Git: list case-sensitive paths that have collided during clone

976 views Asked by At

When cloning a git repository that contains case-sensitive file paths (e.g. /README.md and /readme.md) on a case-insensitive file system (like NTFS or APFS), git will only check out one of the colliding files.

In macOS (or Windows), how can I list all the files that collided because of case insensitivity?

2

There are 2 answers

0
torek On

There is no built in thing to find this. phd's comment will get you close, possibly close enough, but may over-fit a bit (although one might still like to know about these things).

For instance, suppose some commit has files:

path/TO/file1.ext
path/to/file2.ext

On your file system, only either path/TO or path/to may exist. Once one of those exists, these two files will be dropped into the same path/$to folder, where $to is either lowercase or uppercase.

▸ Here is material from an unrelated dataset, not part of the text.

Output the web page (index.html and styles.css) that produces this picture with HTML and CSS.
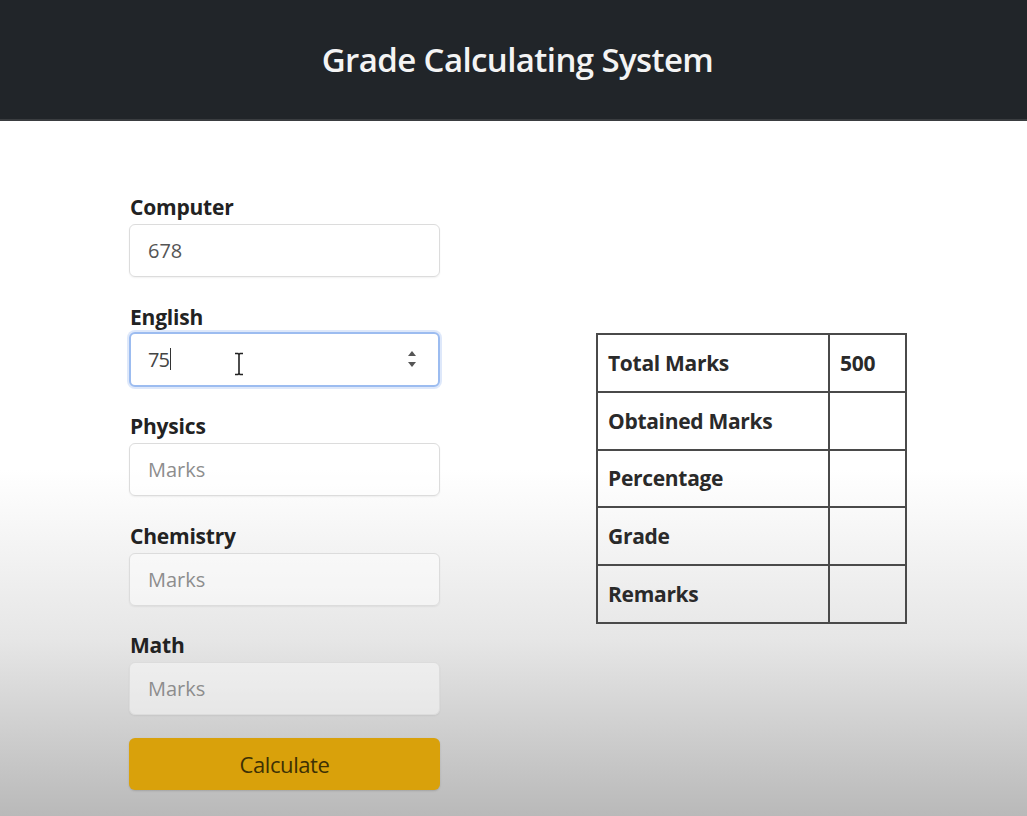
FILE: index.html
```html
<!DOCTYPE html>
<html lang="en">
<head>
<meta charset="utf-8">
<title>Grade Calculating System</title>
<link rel="stylesheet" href="styles.css">
</head>
<body>
<header class="topbar">
  <h1 class="title">Grade Calculating System</h1>
</header>
<main class="page">
  <form class="form-col">
    <div class="group">
      <label class="label">Computer</label>
      <input class="field" type="text" value="678">
    </div>
    <div class="group">
      <label class="label">English</label>
      <div class="field field-focus">
        <span class="typed">75</span><span class="caret"></span>
        <svg class="ibeam" width="12" height="24" viewBox="0 0 12 24"><path d="M2 1.5h3l1 1 1-1h3M6 2.5v19M2 22.5h3l1-1 1 1h3" fill="none" stroke="#222" stroke-width="1.6"/></svg>
        <svg class="spin" width="12" height="22" viewBox="0 0 12 22"><path d="M6 3 10 8H2z" fill="#555"/><path d="M6 19 10 14H2z" fill="#555"/></svg>
      </div>
    </div>
    <div class="group">
      <label class="label">Physics</label>
      <input class="field" type="text" placeholder="Marks">
    </div>
    <div class="group">
      <label class="label">Chemistry</label>
      <input class="field" type="text" placeholder="Marks">
    </div>
    <div class="group">
      <label class="label">Math</label>
      <input class="field" type="text" placeholder="Marks">
    </div>
    <button class="btn" type="button">Calculate</button>
  </form>
  <table class="result">
    <tr><th>Total Marks</th><td>500</td></tr>
    <tr><th>Obtained Marks</th><td></td></tr>
    <tr><th>Percentage</th><td></td></tr>
    <tr><th>Grade</th><td></td></tr>
    <tr><th>Remarks</th><td></td></tr>
  </table>
</main>
</body>
</html>
```
FILE: styles.css
```css
* { box-sizing: border-box; }
html, body { margin: 0; padding: 0; }
body {
  font-family: "Open Sans", "Noto Sans", sans-serif;
  color: #212529;
  height: 816px;
  overflow: hidden;
  background: linear-gradient(to bottom, #ffffff 0px, #ffffff 470px, #e6e6e6 640px, #b9b9b9 816px);
}
.topbar {
  height: 121px;
  background: #212529;
  display: flex;
  align-items: center;
  justify-content: center;
  border-bottom: 2px solid #3a3d40;
}
.title {
  margin: 0;
  color: #f4f4f4;
  font-size: 33px;
  font-weight: 600;
  letter-spacing: -0.6px;
  padding-left: 8px;
}
.page {
  display: flex;
  align-items: flex-start;
  padding: 72px 0 0 129px;
  gap: 156px;
}
.form-col {
  width: 311px;
  display: flex;
  flex-direction: column;
}
.group {
  display: flex;
  flex-direction: column;
  margin-bottom: 25.5px;
}
.label {
  font-size: 21px;
  font-weight: 700;
  line-height: 28px;
  margin-bottom: 3px;
  padding-left: 1px;
  color: #222;
  letter-spacing: -0.2px;
}
.field {
  height: 53px;
  width: 100%;
  border: 1px solid #dcdcdc;
  border-radius: 6px;
  background: rgba(255,255,255,0.45);
  font-family: inherit;
  font-size: 20px;
  color: #555;
  padding: 0 18px;
  outline: none;
  box-shadow: 0 1px 2px rgba(0,0,0,0.06);
}
.field::placeholder { color: #8d8d8d; }
.field-focus {
  display: flex;
  align-items: center;
  height: 55px;
  margin-top: -2px;
  border: 2px solid #9cbcf0;
  box-shadow: 0 0 0 2px rgba(160,190,240,0.35);
  background: #fff;
  padding: 0 0 0 17px;
  position: relative;
}
.typed { color: #444; letter-spacing: -1px; }
.caret {
  width: 1px;
  height: 22px;
  background: #333;
  margin-left: 1px;
}
.ibeam {
  position: absolute;
  left: 102px;
  top: 18px;
}
.spin { margin-left: auto; margin-right: 20px; }
.btn {
  height: 52px;
  margin-top: -3px;
  border: none;
  border-radius: 6px;
  background: #d9a10b;
  color: #3d3004;
  font-family: inherit;
  font-size: 22px;
  letter-spacing: -0.4px;
  box-shadow: 0 1px 2px rgba(0,0,0,0.15);
}
.result {
  margin-top: 140px;
  border-collapse: collapse;
  border: 2px solid #4a4a4a;
  width: 311px;
}
.result th, .result td {
  border: 2px solid #4a4a4a;
  height: 57.8px;
  font-size: 21px;
  font-weight: 700;
  text-align: left;
  padding: 0 10px;
  color: #2a2a2a;
  letter-spacing: -0.3px;
}
.result th { width: 232px; }
```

They will still be separate files, but will be called out by case-folding and sort-and-unique-dash-c-ing.

On macOS, we can also have collisions in paths due to Unicode normalization. Linux considers a file named 's' 'c' 'h' 'combining-umlaut' 'o' 'n' to be one file name, and a file named 's' 'c' 'h' 'o-with-umlaut' 'n' to be a second, different file name. The macOS default file systems will turn both names into a common form and claim that this is just one name. (I have no idea what Windows does with this.) A proper tool will should take this into account as well.

Note that Git will store each file separately in the index, and can update each separate index entry from a file-system-stored-file independent of the stored-file's path name. So we could have Git build a mapping from internal name to external name and make it handle these cases all automatically. But that's a pretty big task.

0
TTT On

I just had a scenario where I needed to find all files (or paths) at a commit that differed by case only. I ended up using this (in Bash):

diff \
  <(git ls-files | tr [:upper:] [:lower:] | sort) \
  <(git ls-files | tr [:upper:] [:lower:] | sort -u)

# and then to list the exact paths, for each file listed by the above diff:
git ls-files | grep -i <file-listed-in-above-diff>

Explanation: Within the diff command, the first command takes the output of ls-files and converts all uppercase to lowercase, and then sorts it. The second does the same but removes the duplicates. Diffing those two will output all of the dups, and then you can run the grep -i to see the exact paths of them all.

Side Note: ls-files only searches your currently checked out commit; it doesn't search through every branch in the repo. Normally you'll probably want to checkout the latest version of the default branch before running this.